Laggan is a near-1 tcf gas field operated by Total in block 206/1a. It has basically lain dormant since discovery in 1986, but there is a commitment to drill an appraisal well by next July. This is one of several "stranded" gas accumulations of similar quality north-west of the Shetlands, others being Laxford, North Torridon, Torridon and Victory. A late 1990s study into harnessing the gas drew a blank, even with Foinaven and Schiehallion in the equation. Interest has revived, however, following BP's decision to develop the large Clair oil and gas field to the south.
Clair, which was discovered in 1977, is being developed in phases, the first based on a conventional steel platform, with oil exported through a pipeline to Sullom Voe in Shetland. First oil is due onstream in September 2004, after which Phase 2 will be sanctioned, targeting 300 bcf of gas on the field's northern flank. This too will require a new pipeline, which would likely be sized to accommodate other satellites such as Laggan. That would be in BP's interest, Stewart points out, "as the more infrastructure you can share, the more you can introduce economies of scale. We believe first gas from Suilven could be onstream in 2005-06, and from Laggan in 2007-08."

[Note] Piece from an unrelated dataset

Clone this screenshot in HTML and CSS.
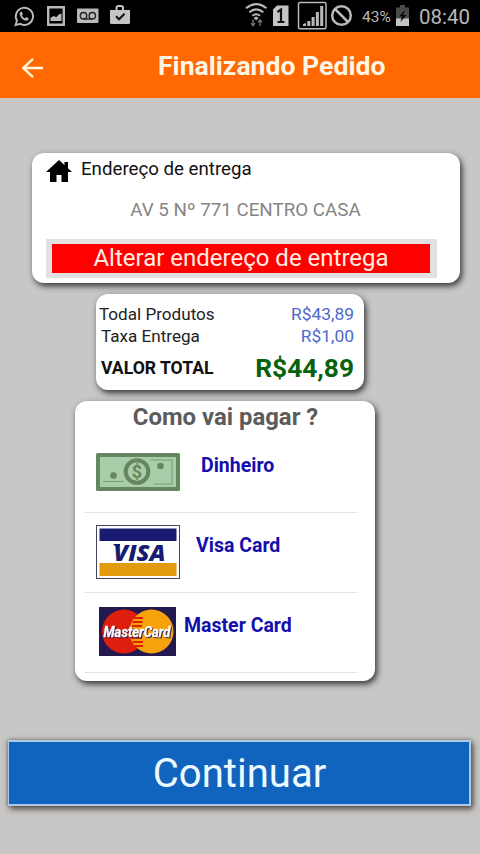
FILE: index.html
```html
<!DOCTYPE html>
<html lang="pt-BR">
<head>
<meta charset="utf-8">
<title>Finalizando Pedido</title>
<link rel="stylesheet" href="styles.css">
</head>
<body>
<div class="status">
  <svg class="status-icons" width="130" height="32" viewBox="0 0 130 32">
    <g fill="none" stroke="#b9b9b9" stroke-width="1.9"><path d="M15.6 25.2l1.3-4.7a8.6 8.6 0 1 1 3.3 3.3z"/></g>
    <path d="M21 11.700c-1.200.5-1.700 1.600-1.200 3.200 1 3.200 3.600 5.400 6.400 5.800 1.300 0 2.400-.8 2.600-2.100l-2.600-1.500-1.400 1.300c-1.300-.6-2.300-1.700-2.900-2.900l1-1.200-1-2.600z" fill="#b9b9b9"/>
    <path d="M48.200 7.200h15.600v17.600H48.200z" fill="none" stroke="#b9b9b9" stroke-width="2.400"/>
    <path d="M50.500 21v-3.200l3.200-1.700 2.600 1.200 2.600-2.800 2.600-1V21z" fill="#b9b9b9"/>
    <rect x="77" y="8.500" width="21.500" height="14.500" rx="1" fill="#b9b9b9"/>
    <g fill="none" stroke="#222" stroke-width="1.400"><circle cx="83.500" cy="15.700" r="3.200"/><circle cx="92.300" cy="15.700" r="3.200"/><path d="M83.500 19h8.800"/></g>
    <path d="M110 10h20v12.500q0 1.500-1.500 1.500h-17q-1.500 0-1.500-1.500z" fill="#c5c5c5"/>
    <path d="M116.500 10V8q0-2 2-2h2.500q2 0 2 2v2" fill="none" stroke="#c5c5c5" stroke-width="2"/>
    <path d="M116 16.300l3 3 5.600-5.600" fill="none" stroke="#111" stroke-width="2"/>
  </svg>
  <svg class="signal-icons" width="108" height="32" viewBox="245 0 108 32">
    <g fill="none" stroke="#b9b9b9" stroke-width="2"><path d="M246 8.300q10.200-8.300 20.500 0M249.300 12.200q7-5.700 14 0M252.400 15.700q3.800-3 7.700 0"/></g>
    <path d="M253.700 18l2.500-1.500 2.500 1.500-2.500 2.600z" fill="#b9b9b9"/>
    <path d="M253 19.500v6m-2-2.300 2 2.500 2-2.500M260 26v-6m-2 2.300 2-2.500 2 2.500" fill="none" stroke="#777" stroke-width="1.300"/>
    <path d="M273 9.500 277 5.500h11.500V26H273z" fill="#c5c5c5"/>
    <path d="M277.500 12l3.500-2.400V22m-3.500 0h7" fill="none" stroke="#111" stroke-width="2.200"/>
    <rect x="298.500" y="2.500" width="27.500" height="26.300" rx="1.500" fill="none" stroke="#b9b9b9" stroke-width="1.500"/>
    <path d="M303 26v-2l3-1v3zM307.300 26v-5h3v5zM311.600 26v-9h3v9zM315.900 26V12h3v14zM320.200 26V6h3v20z" fill="#b9b9b9"/>
    <g fill="none" stroke="#b9b9b9" stroke-width="2.500"><circle cx="341.500" cy="15.500" r="9.300"/><path d="M335 9l13 13"/></g>
  </svg>
  <span class="percent">43%</span>
  <svg class="battery" width="13" height="21" viewBox="0 0 13 21">
    <path d="M0 2.500h4V0h5v2.500h4V21H0z" fill="#4b4b4b"/>
    <path d="M0 13.500h13V21H0z" fill="#c5c5c5"/>
    <path d="M9 5l-6 6.500h3L4.500 17l6-7H7.300z" fill="#080808"/>
  </svg>
  <span class="clock">08:40</span>
</div>
<header class="bar">
  <svg class="back" width="24" height="24" viewBox="0 0 24 24"><path d="M23 12H3M13 2.800 3.300 12l9.700 9.200" fill="none" stroke="#fff6dc" stroke-width="2.400"/></svg>
  <h1 class="title">Finalizando Pedido</h1>
</header>
<main class="page">
  <section class="card address">
    <div class="address-head">
      <svg width="26" height="22" viewBox="0 0 26 22"><path d="M13 0 0 12h4v10h6.500v-7h5v7H22V12h4l-4-3.700V2h-3.500v3z"/></svg>
      <span class="address-label">Endereço de entrega</span>
    </div>
    <p class="address-line">AV 5 Nº 771 CENTRO CASA</p>
    <button class="change">Alterar endereço de entrega</button>
  </section>
  <section class="card totals">
    <div class="row"><span>Todal Produtos</span><span class="price">R$43,89</span></div>
    <div class="row fee"><span>Taxa Entrega</span><span class="price">R$1,00</span></div>
    <div class="row sum"><span>VALOR TOTAL</span><span class="sum-price">R$44,89</span></div>
  </section>
  <section class="card payment">
    <h2 class="question">Como vai pagar ?</h2>
    <div class="option cash">
      <svg width="84" height="38" viewBox="0 0 84 38">
        <rect width="84" height="38" rx="1.500" fill="#64875f"/><rect x="4" y="4" width="76" height="30" fill="#a9cda8"/>
        <path d="M54 7h22v24H58M7 28.500h21" fill="none" stroke="#78a076" stroke-width="1"/>
        <circle cx="41" cy="18.500" r="11.300" fill="#a9cda8" stroke="#64875f" stroke-width="4"/>
        <circle cx="17.500" cy="22.500" r="3.300" fill="#64875f"/><circle cx="64.500" cy="13" r="3.300" fill="#64875f"/>
        <text class="dollar" x="41" y="25" text-anchor="middle">$</text>
      </svg>
      <span class="name">Dinheiro</span>
    </div>
    <div class="option visa">
      <svg width="84" height="54" viewBox="0 0 84 54">
        <rect x=".5" y=".5" width="83" height="53" fill="#fff" stroke="#45455f"/>
        <rect x="3.500" y="3.500" width="77" height="12.500" fill="#181b70"/><rect x="3.500" y="38" width="77" height="13" fill="#e39a0d"/>
        <text class="visa-word" x="17.500" y="35.500" textLength="52" lengthAdjust="spacingAndGlyphs">VISA</text>
        <path d="M17 19h7v2h-5z" fill="#181b70"/>
      </svg>
      <span class="name">Visa Card</span>
    </div>
    <div class="option master">
      <svg width="77" height="49" viewBox="0 0 77 49">
        <rect width="77" height="49" fill="#24194f"/>
        <circle cx="25" cy="24.500" r="22" fill="#df1f0d"/><circle cx="52.500" cy="24.500" r="22" fill="#f6a30b"/>
        <path d="M35 11h9M33.500 15h10M33 19h10M33 31h10M34 35h10M36 39h8" stroke="#df1f0d" stroke-width="1.800"/>
        <text class="master-word" x="4.500" y="29.500" textLength="67" lengthAdjust="spacingAndGlyphs">MasterCard</text>
      </svg>
      <span class="name">Master Card</span>
    </div>
  </section>
  <button class="continue">Continuar</button>
</main>
</body>
</html>
```

FILE: styles.css
```css
* { box-sizing: border-box; }
body { margin: 0; width: 480px; height: 854px; background: #c8c7c5; font-family: Roboto, sans-serif; overflow: hidden; }
h1, h2, p { margin: 0; }
button { font-family: inherit; display: block; padding: 0; }
svg { display: block; flex: none; }
span, h1, h2, p { white-space: nowrap; }
.status { height: 32px; background: #000; display: flex; align-items: center; color: #b9b9b9; }
.signal-icons { margin-left: 115px; }
.percent { width: 30px; margin-left: 9px; font-size: 15.5px; line-height: 32px; padding-top: 1px; }
.battery { margin-left: 4px; margin-top: -2px; }
.clock { margin-left: 10px; font-size: 20.5px; padding-top: 1px; }
.bar { height: 66px; background: #ff6803; display: flex; align-items: center; }
.back { margin: 5px 0 0 20px; }
.title { margin-left: 114px; font-size: 26.6px; line-height: 64px; padding-top: 1px; font-weight: 700; color: #fff6e6; }
.page { padding-top: 55px; }
.card { background: #fff; border-radius: 12px; box-shadow: 2px 3px 6px #333; }
.address { width: 428px; height: 130px; margin-left: 32px; padding: 5px 0 0 14px; }
.address-head { display: flex; align-items: center; height: 23px; color: #111; font-size: 18.7px; }
.address-head svg { margin-top: 2px; }
.address-label { margin: 0 0 1px 9px; }
.address-line { margin: 17px 15px 0 0; line-height: 24px; font-size: 18.8px; text-align: center; color: #858585; }
.change { width: 391px; height: 39px; margin-top: 17px; border: 5px solid #e2e0e0; border-left-width: 6px; border-right-width: 7px; background: #f00; color: #ffede4; font-size: 24px; line-height: 28px; padding-bottom: 1px; }
.totals { width: 268px; height: 96px; margin: 11px 0 0 96px; padding: 9px 10px 0 3px; }
.row { display: flex; justify-content: space-between; align-items: center; height: 22px; font-size: 17.1px; color: #222; }
.row span { line-height: 20px; }
.fee { padding-left: 2px; height: 21px; }
.price { color: #4c69cc; font-size: 17.4px; }
.sum { height: 43px; padding-left: 2px; font-weight: 700; color: #111; font-size: 17.6px; }
.sum-price { font-size: 26.3px; color: #07620b; }
.payment { width: 300px; height: 280px; margin: 11px 0 0 75px; padding: 0 18px 0 9px; }
.question { height: 31px; line-height: 33px; padding-left: 10px; text-align: center; font-size: 23.9px; color: #5c5c5c; }
.option { height: 80px; border-bottom: 1px solid #e3e3e3; display: flex; align-items: flex-start; padding: 12px 0 0 12px; }
.cash { height: 81px; padding-top: 21px; }
.master { padding: 14px 0 0 15px; }
.name { font-size: 19.5px; line-height: 24px; font-weight: 700; color: #130fac; }
.cash .name { margin: 1px 0 0 21px; }
.visa .name { margin: 9px 0 0 16px; }
.master .name { margin: 7px 0 0 8px; }
.dollar { font-size: 18px; font-weight: 700; fill: #64875f; }
.visa-word { font: italic 800 23px "Open Sans", sans-serif; fill: #181b70; }
.master-word { font: italic 700 14.5px Roboto, sans-serif; fill: #fff; stroke: #fff; stroke-width: .3px; filter: drop-shadow(1px 1px 0 #39204a); }
.continue { width: 463px; height: 66px; margin: 59px 0 0 8px; border: 2px solid #aec8e5; border-left-width: 1px; background: #1064bd; box-shadow: 2px 3px 6px #554d49, 0 0 4px #776e6a; color: #edfaff; font-size: 40.1px; line-height: 60px; padding: 2px 0 0 1px; }
```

Foinaven and Schiehallion produce 10% of the UK's oil, and Clair will supply a further 5%. Stewart points out that the drive mechanism in the tertiary reserves is capable of producing 10-15,000 b/d per well, "so fields in this area can be very profitable, even at an oil price of just $13/bbl. Shell and BP are scheduled to drill a well on the Ben Nevis prospect in the far north of the UK sector. We believe there will be more discoveries, leading to further opportunities for our company."